---------- DATA TO USE ----------
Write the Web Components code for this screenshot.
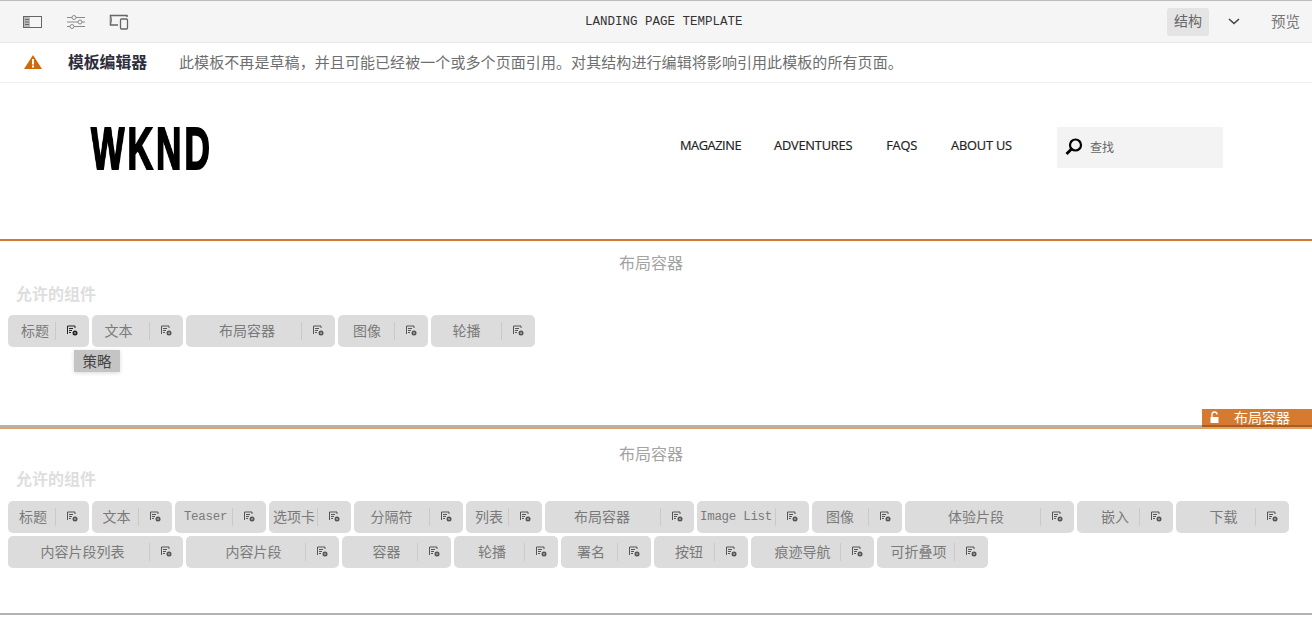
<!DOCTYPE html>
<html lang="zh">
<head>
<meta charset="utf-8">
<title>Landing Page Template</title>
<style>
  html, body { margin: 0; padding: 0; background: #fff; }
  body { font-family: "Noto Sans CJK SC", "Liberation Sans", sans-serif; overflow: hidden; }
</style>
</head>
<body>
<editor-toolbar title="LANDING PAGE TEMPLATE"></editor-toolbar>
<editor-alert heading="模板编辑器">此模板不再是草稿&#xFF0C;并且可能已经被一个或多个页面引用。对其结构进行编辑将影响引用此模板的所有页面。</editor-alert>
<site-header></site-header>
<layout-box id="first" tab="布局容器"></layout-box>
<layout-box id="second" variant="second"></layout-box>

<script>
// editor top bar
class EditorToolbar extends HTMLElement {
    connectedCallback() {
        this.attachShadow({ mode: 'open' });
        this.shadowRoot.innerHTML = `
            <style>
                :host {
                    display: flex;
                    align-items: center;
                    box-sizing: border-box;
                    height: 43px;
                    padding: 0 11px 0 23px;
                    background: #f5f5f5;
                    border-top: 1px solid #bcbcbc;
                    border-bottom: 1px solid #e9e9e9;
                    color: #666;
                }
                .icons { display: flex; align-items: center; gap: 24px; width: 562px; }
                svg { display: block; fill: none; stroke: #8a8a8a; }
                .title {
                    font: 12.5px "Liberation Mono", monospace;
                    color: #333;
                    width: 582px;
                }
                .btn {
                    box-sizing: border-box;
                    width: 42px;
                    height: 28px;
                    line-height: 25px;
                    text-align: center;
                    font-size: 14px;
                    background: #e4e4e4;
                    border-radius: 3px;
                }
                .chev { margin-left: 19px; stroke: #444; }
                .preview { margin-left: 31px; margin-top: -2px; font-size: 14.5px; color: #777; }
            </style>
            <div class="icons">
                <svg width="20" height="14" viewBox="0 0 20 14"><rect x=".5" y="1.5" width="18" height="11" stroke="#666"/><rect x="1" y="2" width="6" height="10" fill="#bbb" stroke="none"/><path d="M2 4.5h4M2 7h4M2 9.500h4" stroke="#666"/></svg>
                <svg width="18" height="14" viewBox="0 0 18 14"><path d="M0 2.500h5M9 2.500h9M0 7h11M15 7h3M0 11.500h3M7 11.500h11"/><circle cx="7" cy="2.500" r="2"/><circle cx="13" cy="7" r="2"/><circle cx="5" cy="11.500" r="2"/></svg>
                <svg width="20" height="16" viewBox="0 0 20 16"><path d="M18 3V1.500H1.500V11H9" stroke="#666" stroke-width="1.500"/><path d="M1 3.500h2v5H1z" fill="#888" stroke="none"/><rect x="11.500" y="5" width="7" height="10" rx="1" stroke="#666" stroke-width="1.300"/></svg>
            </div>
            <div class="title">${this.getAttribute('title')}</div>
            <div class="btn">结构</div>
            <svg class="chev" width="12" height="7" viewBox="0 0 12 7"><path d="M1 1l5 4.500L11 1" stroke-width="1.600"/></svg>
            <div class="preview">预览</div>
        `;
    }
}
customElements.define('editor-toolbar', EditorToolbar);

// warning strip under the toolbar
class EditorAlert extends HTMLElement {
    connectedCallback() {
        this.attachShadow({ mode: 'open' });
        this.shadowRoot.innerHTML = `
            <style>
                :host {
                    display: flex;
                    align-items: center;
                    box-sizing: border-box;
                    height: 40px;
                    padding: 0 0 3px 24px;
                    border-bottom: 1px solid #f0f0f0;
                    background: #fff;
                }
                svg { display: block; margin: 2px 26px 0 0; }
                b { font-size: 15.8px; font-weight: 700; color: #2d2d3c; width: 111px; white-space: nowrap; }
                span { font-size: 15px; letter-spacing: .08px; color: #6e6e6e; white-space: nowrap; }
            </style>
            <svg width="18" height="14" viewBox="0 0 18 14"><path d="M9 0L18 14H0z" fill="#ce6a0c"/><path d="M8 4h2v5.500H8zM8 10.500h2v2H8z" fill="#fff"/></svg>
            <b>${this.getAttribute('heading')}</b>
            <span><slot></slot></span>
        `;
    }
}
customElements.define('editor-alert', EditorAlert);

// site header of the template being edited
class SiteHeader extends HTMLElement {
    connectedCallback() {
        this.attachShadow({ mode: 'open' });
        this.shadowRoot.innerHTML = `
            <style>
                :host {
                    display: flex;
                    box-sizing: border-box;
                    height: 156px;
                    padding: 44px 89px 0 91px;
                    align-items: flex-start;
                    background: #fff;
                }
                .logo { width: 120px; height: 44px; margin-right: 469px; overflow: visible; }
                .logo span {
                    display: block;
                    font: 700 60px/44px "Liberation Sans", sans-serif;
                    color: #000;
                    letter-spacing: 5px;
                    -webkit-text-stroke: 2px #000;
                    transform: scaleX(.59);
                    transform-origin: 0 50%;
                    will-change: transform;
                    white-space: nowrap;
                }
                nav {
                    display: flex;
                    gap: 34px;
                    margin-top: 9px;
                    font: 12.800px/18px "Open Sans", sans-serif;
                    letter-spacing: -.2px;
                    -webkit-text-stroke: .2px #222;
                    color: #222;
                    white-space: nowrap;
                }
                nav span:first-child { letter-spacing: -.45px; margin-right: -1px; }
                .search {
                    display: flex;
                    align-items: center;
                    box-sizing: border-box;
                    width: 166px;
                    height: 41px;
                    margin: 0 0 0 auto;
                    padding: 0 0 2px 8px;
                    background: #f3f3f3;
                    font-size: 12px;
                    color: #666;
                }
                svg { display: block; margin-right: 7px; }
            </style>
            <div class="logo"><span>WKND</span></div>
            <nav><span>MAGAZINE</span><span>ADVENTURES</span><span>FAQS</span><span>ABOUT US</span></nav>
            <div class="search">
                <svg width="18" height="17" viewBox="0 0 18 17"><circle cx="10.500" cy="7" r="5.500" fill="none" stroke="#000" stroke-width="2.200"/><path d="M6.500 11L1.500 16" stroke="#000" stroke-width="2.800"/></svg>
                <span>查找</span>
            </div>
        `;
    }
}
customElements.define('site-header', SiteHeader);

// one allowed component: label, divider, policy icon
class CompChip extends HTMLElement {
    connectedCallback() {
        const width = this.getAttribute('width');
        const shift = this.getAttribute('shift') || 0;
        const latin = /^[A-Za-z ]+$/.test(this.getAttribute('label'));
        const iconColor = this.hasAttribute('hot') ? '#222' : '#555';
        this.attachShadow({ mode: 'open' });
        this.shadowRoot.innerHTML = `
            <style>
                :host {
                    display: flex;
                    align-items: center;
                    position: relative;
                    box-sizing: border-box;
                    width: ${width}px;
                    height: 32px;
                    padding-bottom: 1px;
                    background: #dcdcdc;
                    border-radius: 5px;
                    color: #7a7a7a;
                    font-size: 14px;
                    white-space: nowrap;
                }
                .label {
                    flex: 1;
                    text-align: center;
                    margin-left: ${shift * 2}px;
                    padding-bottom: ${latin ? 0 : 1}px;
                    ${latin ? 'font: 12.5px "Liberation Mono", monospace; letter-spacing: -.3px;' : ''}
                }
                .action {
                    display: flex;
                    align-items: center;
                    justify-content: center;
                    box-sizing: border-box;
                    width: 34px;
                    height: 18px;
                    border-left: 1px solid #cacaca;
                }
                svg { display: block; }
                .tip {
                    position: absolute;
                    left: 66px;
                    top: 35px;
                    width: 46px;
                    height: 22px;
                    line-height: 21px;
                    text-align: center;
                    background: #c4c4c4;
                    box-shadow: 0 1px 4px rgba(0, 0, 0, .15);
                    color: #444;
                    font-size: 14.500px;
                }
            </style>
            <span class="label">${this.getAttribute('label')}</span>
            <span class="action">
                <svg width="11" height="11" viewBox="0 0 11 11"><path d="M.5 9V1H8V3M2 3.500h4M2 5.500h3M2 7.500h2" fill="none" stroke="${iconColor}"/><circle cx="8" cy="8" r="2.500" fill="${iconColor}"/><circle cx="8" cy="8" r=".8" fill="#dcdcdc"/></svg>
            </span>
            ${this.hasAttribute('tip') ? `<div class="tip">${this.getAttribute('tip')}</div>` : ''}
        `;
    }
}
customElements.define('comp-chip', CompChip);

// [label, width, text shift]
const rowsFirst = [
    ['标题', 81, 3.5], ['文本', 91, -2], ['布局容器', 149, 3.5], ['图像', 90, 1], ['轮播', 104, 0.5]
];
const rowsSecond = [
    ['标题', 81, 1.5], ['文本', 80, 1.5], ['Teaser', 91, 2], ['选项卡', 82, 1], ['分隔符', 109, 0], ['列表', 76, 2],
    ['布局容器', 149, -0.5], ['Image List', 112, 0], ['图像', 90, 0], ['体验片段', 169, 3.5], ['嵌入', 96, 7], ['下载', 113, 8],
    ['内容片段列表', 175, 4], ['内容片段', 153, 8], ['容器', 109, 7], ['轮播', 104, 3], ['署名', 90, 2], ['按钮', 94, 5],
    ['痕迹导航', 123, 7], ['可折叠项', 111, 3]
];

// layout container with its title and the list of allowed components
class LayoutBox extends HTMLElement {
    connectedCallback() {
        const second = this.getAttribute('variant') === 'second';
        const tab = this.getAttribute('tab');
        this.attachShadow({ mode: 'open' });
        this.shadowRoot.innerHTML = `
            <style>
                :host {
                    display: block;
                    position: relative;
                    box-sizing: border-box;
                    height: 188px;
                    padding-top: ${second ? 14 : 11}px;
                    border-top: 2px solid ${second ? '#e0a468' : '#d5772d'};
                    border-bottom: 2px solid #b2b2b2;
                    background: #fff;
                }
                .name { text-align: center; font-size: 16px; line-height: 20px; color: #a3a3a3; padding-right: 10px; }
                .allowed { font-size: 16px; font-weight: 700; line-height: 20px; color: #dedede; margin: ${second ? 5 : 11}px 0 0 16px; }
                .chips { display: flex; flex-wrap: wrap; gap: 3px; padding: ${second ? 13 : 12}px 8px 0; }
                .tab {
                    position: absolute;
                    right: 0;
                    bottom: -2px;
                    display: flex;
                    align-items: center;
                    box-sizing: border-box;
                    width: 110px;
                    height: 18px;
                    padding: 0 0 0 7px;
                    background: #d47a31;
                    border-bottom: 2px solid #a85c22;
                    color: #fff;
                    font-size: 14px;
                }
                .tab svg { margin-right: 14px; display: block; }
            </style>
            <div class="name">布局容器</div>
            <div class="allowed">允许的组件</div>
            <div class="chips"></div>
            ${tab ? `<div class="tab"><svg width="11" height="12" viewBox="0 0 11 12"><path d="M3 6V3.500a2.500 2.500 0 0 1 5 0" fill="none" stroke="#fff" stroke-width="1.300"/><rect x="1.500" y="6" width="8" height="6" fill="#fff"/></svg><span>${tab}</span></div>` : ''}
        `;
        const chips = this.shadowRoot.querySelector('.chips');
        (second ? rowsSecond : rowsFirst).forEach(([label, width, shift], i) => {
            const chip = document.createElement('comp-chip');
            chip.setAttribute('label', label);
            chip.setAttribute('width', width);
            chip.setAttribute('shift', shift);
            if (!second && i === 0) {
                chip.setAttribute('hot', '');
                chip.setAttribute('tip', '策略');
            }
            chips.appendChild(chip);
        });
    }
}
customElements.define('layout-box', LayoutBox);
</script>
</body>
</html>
----------
---------- DATA TO USE ----------
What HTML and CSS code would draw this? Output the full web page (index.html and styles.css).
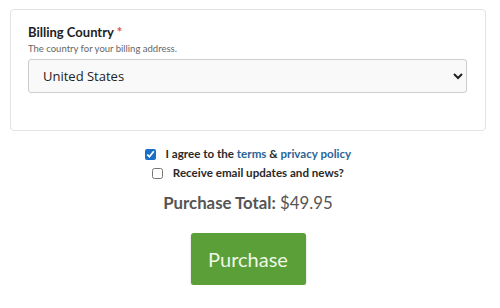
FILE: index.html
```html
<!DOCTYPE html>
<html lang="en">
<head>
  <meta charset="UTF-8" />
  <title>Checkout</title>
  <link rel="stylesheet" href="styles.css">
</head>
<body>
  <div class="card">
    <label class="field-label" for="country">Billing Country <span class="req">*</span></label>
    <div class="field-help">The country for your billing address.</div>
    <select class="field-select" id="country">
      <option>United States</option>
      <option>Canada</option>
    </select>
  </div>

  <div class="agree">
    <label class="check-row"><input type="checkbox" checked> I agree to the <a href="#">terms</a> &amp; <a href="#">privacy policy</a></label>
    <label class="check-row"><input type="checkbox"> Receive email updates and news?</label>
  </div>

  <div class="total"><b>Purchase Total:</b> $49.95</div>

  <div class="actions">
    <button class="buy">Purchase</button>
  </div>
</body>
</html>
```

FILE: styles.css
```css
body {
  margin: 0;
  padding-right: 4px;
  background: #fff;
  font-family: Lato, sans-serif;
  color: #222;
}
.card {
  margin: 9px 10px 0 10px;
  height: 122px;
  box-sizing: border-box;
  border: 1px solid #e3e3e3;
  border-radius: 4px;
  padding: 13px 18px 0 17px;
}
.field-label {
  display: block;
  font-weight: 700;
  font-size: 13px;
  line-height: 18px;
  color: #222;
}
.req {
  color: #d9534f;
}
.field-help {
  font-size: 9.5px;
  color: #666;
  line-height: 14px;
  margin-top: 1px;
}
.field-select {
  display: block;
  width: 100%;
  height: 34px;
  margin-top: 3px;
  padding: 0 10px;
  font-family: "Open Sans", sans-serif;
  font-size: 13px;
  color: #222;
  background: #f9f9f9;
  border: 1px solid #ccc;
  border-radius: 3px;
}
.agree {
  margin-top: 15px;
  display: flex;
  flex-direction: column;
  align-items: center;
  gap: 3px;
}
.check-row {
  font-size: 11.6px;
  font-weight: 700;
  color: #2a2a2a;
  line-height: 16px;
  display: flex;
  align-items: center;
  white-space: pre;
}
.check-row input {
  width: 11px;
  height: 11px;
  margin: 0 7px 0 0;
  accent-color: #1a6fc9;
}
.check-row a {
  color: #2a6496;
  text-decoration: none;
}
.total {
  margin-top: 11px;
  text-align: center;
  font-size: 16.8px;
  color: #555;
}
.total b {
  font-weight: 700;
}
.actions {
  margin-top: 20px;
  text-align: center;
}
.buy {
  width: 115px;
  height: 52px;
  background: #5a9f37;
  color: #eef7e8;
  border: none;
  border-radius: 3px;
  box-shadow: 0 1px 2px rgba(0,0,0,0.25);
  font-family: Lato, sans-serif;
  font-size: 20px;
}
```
----------
EXERCISE TASK: Each line above that holds the string "code" should be copied and shown.

COMPLETE RESPONSE:
Write the Web Components code for this screenshot.
What HTML and CSS code would draw this? Output the full web page (index.html and styles.css).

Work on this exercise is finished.